Nashville Bluegrass Band – American Beauty
To its credit, contemporary bluegrass seeks out songs to match the stuff upon which its history has been built. To be sure, the flawless picking and harmonizing of the bluegrass albums that fall out of my mailbox can be a dizzying and disconcerting thing. And yet I sometimes wonder why such virtuosity is given to rather mundane, even tame material.
The Nashville Bluegrass Band has most often reached for the elusive classical quality in the contemporary songs they’ve covered. They showed the smarts to introduce Gillian Welch’s “Tear My Stillhouse Down” to bluegrass culture, and on American Beauty, they give Welch’s live staple “Red Clay Halo” opening privileges. It’s a delightful, rolling, infectious performance. And for most of the album they maintain that interpretive excellence: A Dylan toss-off, “Livin’ The Blues”, becomes a revelation in mandolinist’s Roland White’s rare, scruffy, old-timey lead vocal; Dave Allen’s ballad “Down A Winding Road” is sweet and never saccharine, aided by the masterful Stuart Duncan’s understated fiddle sweeps.

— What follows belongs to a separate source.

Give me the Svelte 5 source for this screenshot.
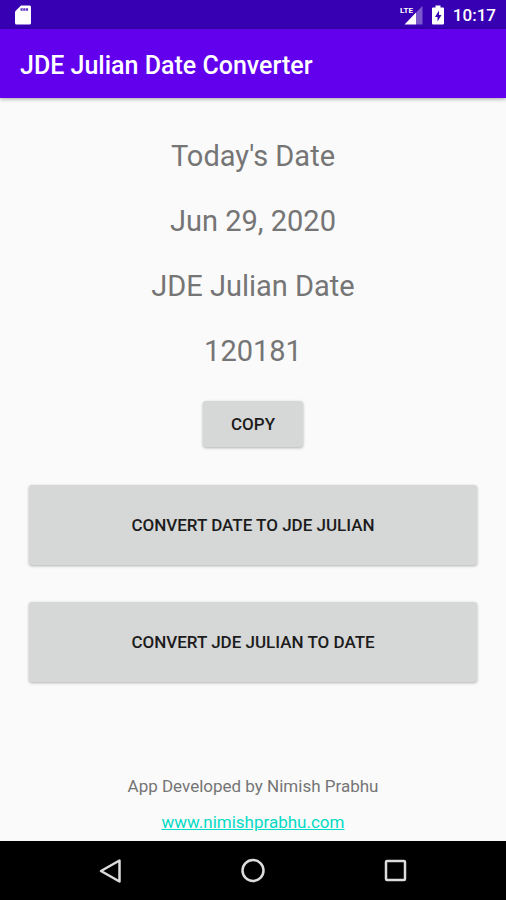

The album sputters slightly on Kate Campbell’s “Signs Following”, a gothic homily about snake handling and domestic violence; and, in truth, little can justify the strained social commentary of “Homeless Waltz”. If the band’s 12th record is hardly their best — that would be Waiting For The Hard Times To Go — it still has some of this year’s most satisfying, straight-ahead bluegrass moments.